Reasoning behind no_log: true

prometheus-community / ansible

Ansible Collection for Prometheus

https://prometheus-community.github.io/ansible/

Apache License 2.0

367 stars 129 forks source link

Reasoning behind no_log: true #375

Closed chriscn closed 1 month ago

chriscn commented 4 months ago

What was / is the reasoning behind this line, setting no_log: true as default. My playbook was failing at this step, and it wasn't clear why this line was not being not logged or by setting CI=true it allowed me to overwrite. For me it was failing because I had mistyped a config value.

https://github.com/prometheus-community/ansible/blob/4af5c9bd3092d64b3e284fd5b9d044893f31a323/roles/alertmanager/tasks/configure.yml#L20

Proposed Solution

I'd like to move the validate step to a different step so it is really clear if the validation is failing, I understand that we'd don't want to log secrets to the log but this seems like a good halfway step.

gardar commented 4 months ago

As you correctly assumed this is to avoid leaking credentials to the logs. Unfortunately it is the only way I can think of to be absolutely sure that Ansible won't ever display sensitive data, unless we'd create a Ansible module for doing the validation.

But I could be wrong, how do you propose we'd do it in a dedicated task?

chriscn commented 4 months ago

I was thinking we could use the shell task to validate and fail if the validate failed.

I'm happy to contribute a PR but wanted to know if that's something would be well received.

gardar commented 4 months ago

Any task that fails may print the variables passed to it, depending on the verbosity and callback plugin settings. Even if we separate the validation into two tasks—one for the actual validation configured with failed_when: false, and another to determine if the validation should be marked as failed—there is still a risk of credentials being leaked if the first task fails due to a connection error.

In my opinion, the best approach would be to create an Ansible module for the validation.
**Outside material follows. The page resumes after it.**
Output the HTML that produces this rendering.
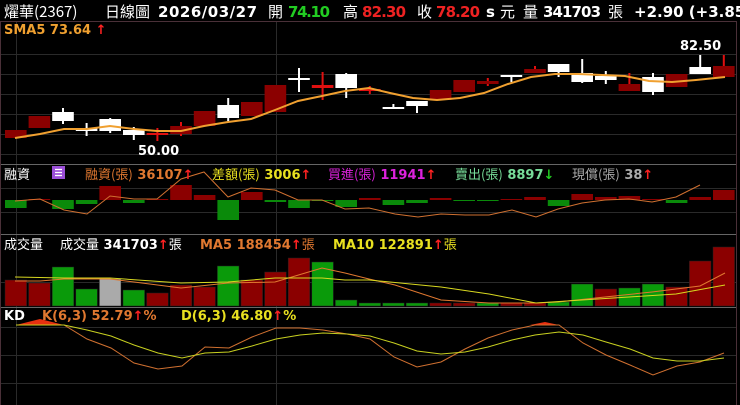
<!DOCTYPE html>
<html><head><meta charset="utf-8"><style>
html,body{margin:0;padding:0;background:#000;width:740px;height:405px;overflow:hidden}
svg{display:block}
text{font-family:"DejaVu Sans","Noto Sans CJK TC",sans-serif;font-size:13px;font-weight:bold}
.n{font-weight:normal;font-family:"Noto Sans CJK TC","DejaVu Sans",sans-serif}
.h{font-size:15px}
</style></head><body>
<svg id="s" width="740" height="405" viewBox="0 0 740 405" xmlns="http://www.w3.org/2000/svg">
<rect width="740" height="405" fill="#000"/>
<g id="grid" stroke="#2a2a2a" stroke-width="1"></g>
<g id="bars"></g>
<g id="lines" fill="none"></g>
<g stroke="#4a3038" stroke-width="1" fill="none">
<line x1="0" y1="21.5" x2="736" y2="21.5"/>
<line x1="0" y1="164.5" x2="736" y2="164.5" stroke="#666"/>
<line x1="0" y1="234.5" x2="736" y2="234.5" stroke="#666"/>
<line x1="0" y1="307.5" x2="736" y2="307.5" stroke="#666"/>
<line x1="736.5" y1="21" x2="736.5" y2="405"/>
<line x1="0.5" y1="21" x2="0.5" y2="405"/>
</g>
<text x="4" y="17" fill="#fff" class="n h">燿華(2367)</text>
<text x="105" y="17" fill="#fff" class="n h">日線圖</text>
<text x="158" y="17" fill="#fff" class="h" textLength="99">2026/03/27</text>
<text x="268" y="17" fill="#fff" class="n h">開</text>
<text x="288" y="17" fill="#22cc22" class="h" textLength="42">74.10</text>
<text x="343" y="17" fill="#fff" class="n h">高</text>
<text x="362" y="17" fill="#ee2222" class="h" textLength="44">82.30</text>
<text x="417" y="17" fill="#fff" class="n h">收</text>
<text x="436" y="17" fill="#ee2222" class="h" textLength="44">78.20</text>
<text x="486" y="17" fill="#fff" class="h">s</text>
<text x="500" y="17" fill="#fff" class="n h">元</text>
<text x="523" y="17" fill="#fff" class="n h">量</text>
<text x="543" y="17" fill="#fff" class="h" textLength="58">341703</text>
<text x="608" y="17" fill="#fff" class="n h">張</text>
<text x="634" y="17" fill="#fff" class="h">+2.90 (+3.85</text>
<text x="4" y="34" fill="#f0a030">SMA5 73.64 <tspan fill="#ff2222">↑</tspan></text>
<text x="138" y="155" fill="#fff">50.00</text>
<text x="680" y="50" fill="#fff">82.50</text>
<text x="4" y="179" fill="#fff" class="n">融資</text>
<rect x="52" y="166" width="13" height="13" fill="#9b4fd8"/>
<g stroke="#fff" stroke-width="1.3"><line x1="55" y1="169.5" x2="62" y2="169.5"/><line x1="55" y1="172.5" x2="62" y2="172.5"/><line x1="55" y1="175.5" x2="62" y2="175.5"/></g>
<text x="85" y="179" fill="#e07830"><tspan class="n">融資(張)</tspan> 36107<tspan fill="#ff2222">↑</tspan></text>
<text x="212" y="179" fill="#e8e020"><tspan class="n">差額(張)</tspan> 3006<tspan fill="#ff2222">↑</tspan></text>
<text x="328" y="179" fill="#dd22dd"><tspan class="n">買進(張)</tspan> 11941<tspan fill="#ff2222">↑</tspan></text>
<text x="455" y="179" fill="#77dd99"><tspan class="n">賣出(張)</tspan> 8897<tspan fill="#22cc22">↓</tspan></text>
<text x="572" y="179" fill="#aaa"><tspan class="n">現償(張)</tspan> 38<tspan fill="#ff2222">↑</tspan></text>
<text x="4" y="249" fill="#fff" class="n">成交量</text>
<text x="60" y="249" fill="#fff"><tspan class="n">成交量</tspan> 341703<tspan fill="#ff2222">↑</tspan><tspan class="n">張</tspan></text>
<text x="200" y="249" fill="#e07830">MA5 188454<tspan fill="#ff2222">↑</tspan><tspan class="n">張</tspan></text>
<text x="333" y="249" fill="#e8e020">MA10 122891<tspan fill="#ff2222">↑</tspan><tspan class="n">張</tspan></text>
<text x="4" y="320" fill="#fff">KD</text>
<text x="42" y="320" fill="#e07830">K(6,3) 52.79<tspan fill="#ff2222">↑</tspan>%</text>
<text x="181" y="320" fill="#e8e020">D(6,3) 46.80<tspan fill="#ff2222">↑</tspan>%</text>
</svg>
<script>
var NS="http://www.w3.org/2000/svg";
function el(p,t,a){var e=document.createElementNS(NS,t);for(var k in a)e.setAttribute(k,a[k]);document.getElementById(p).appendChild(e);return e;}
[54,74,94,114,134,154,188,212,282,327,355,383].forEach(function(y){el("grid","line",{x1:1,x2:736,y1:y+.5,y2:y+.5});});
[16,276].forEach(function(x){el("grid","line",{x1:x+.5,x2:x+.5,y1:22,y2:405});});
var W=23.6,X0=4;
var C=[["r",130,138,130,138],["r",116,128,116,128],["w",112,121,108,124],["w",128,131,123,136],["w",119,131,118,133],["w",130,135,127,140],["x",133,134,128,141],["r",126,134,122,136],["r",111,126,111,126],["w",105,118,98,121],["r",102,116,102,116],["r",85,112,85,112],["w",78,80,68,92],["x",85,88,72,100],["w",74,88,73,98],["x",89,91,86,94],["w",107,109,104,109],["w",101,106,101,113],["r",90,100,90,100],["r",80,92,80,92],["r",81,84,78,86],["w",75,77,75,82],["r",69,73,66,73],["w",64,72,64,77],["w",73,82,59,83],["w",76,80,71,84],["r",84,91,73,91],["w",77,92,73,95],["r",74,87,74,87],["w",67,74,55,74],["r",66,77,55,77]];
C.forEach(function(c,i){var x=X0+i*W,cx=x+W/2;var col=c[0]=="w"?"#fff":(c[0]=="r"?"#8b0000":"#e01010");var wc=c[0]=="w"?"#fff":"#e01010";
el("bars","rect",{x:cx-1,y:c[3],width:2,height:c[4]-c[3],fill:wc});
el("bars","rect",{x:x+1,y:c[1],width:W-2,height:Math.max(2,c[2]-c[1]),fill:col});});
var M=[8,-1,9,4,-14,3,-1,-15,-5,20,-8,2,8,1,7,-2,5,3,-2,1,1,-1,-3,6,-6,-3,-4,-1,3,-3,-10];
M.forEach(function(v,i){var x=X0+i*W+1;el("bars","rect",{x:x,y:v>0?200:200+v,width:W-2,height:Math.abs(v),fill:v>0?"#0a8a0a":"#8b0000"});});
var V=[[280,"r"],[283,"r"],[267,"g"],[289,"g"],[279,"s"],[290,"g"],[293,"r"],[285,"r"],[287,"r"],[266,"g"],[280,"r"],[272,"r"],[258,"r"],[262,"g"],[300,"g"],[303,"g"],[303,"g"],[303,"g"],[303,"r"],[303,"r"],[303,"g"],[303,"r"],[303,"r"],[302,"g"],[284,"g"],[289,"r"],[288,"g"],[284,"g"],[287,"r"],[261,"r"],[247,"r"]];
V.forEach(function(v,i){var x=X0+i*W+1;el("bars","rect",{x:x,y:v[0],width:W-2,height:306-v[0],fill:v[1]=="g"?"#0a9a0a":(v[1]=="r"?"#8b0000":"#aaaaaa"),stroke:"#222","stroke-width":0.5});});
function pl(pts,c,w){el("lines","polyline",{points:pts,stroke:c,"stroke-width":w||1});}
pl("15,138 40,134 64,129 87,129 110,126 134,129 157,131 181,131 204,126 228,122 251,119 275,110 298,101 322,96 345,91 369,88 390,93 413,98 437,100 460,98 484,93 508,84 531,77 555,74 578,74 602,75 625,76 649,81 672,82 696,80 725,77","#f0a030",2);
pl("15,201 40,199 64,210 87,214 110,196 134,199 157,199 181,179 204,172 228,197 251,188 275,190 298,200 322,200 345,209 369,208 395,214 418,217 441,214 465,215 489,215 512,210 536,217 558,209 582,203 605,200 629,199 652,202 676,197 700,185","#d07030");
pl("15,281 40,281 64,279 110,279 134,282 181,288 228,283 275,282 322,268 345,273 369,279 395,285 441,300 489,303 536,303 558,302 605,297 652,292 700,286 725,273","#e07830");
pl("15,277 64,278 110,278 181,283 228,282 275,278 322,278 345,280 369,280 441,287 489,294 536,303 582,300 629,297 676,294 725,285","#d8d820");
el("lines","polygon",{points:"16,325 40,319 64,325",fill:"#e83010"});
el("lines","polygon",{points:"530,325 545,322 559,325",fill:"#e83010"});
pl("16,325 64,325 87,339 111,348 134,363 158,369 182,366 205,347 229,348 252,337 276,328 300,328 323,330 347,334 370,339 394,357 417,367 441,362 465,349 488,338 512,330 535,325 559,325 583,343 606,355 630,365 653,375 677,366 700,362 724,353","#d07030");
pl("16,325 64,325 87,330 111,336 134,345 158,353 182,358 205,353 229,352 252,346 276,339 300,335 323,333 347,334 370,336 394,343 417,351 441,354 465,352 488,347 512,340 535,335 559,332 583,335 606,342 630,349 653,358 677,361 700,361 724,358","#c8d020");
</script>
</body></html>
This way, we can mark sensitive parameters as secret.

chriscn commented 4 months ago

Sorry if I wasn't clear, I think having a separate task that looks similar to the following:

- name: Validate AlertManager variables
   shell: "{{ _alertmanager_binary_install_dir }}/amtool check-config %s"
   nolog: true

Thinking about it maybe renaming the current task could be useful, currently when it fails it could be for a number of reasons, does the file have space, is it a permission issue. Separating these out makes it clear why the task is failing rather than a generic 'Copy alertmanager config'.

A separate module could be a good idea, although I'm not sure where it would fit.

gardar commented 4 months ago

I don't think that would work because if you are using no_log on that task then you can't see why it's failing and it's essentially the same thing as we are doing now.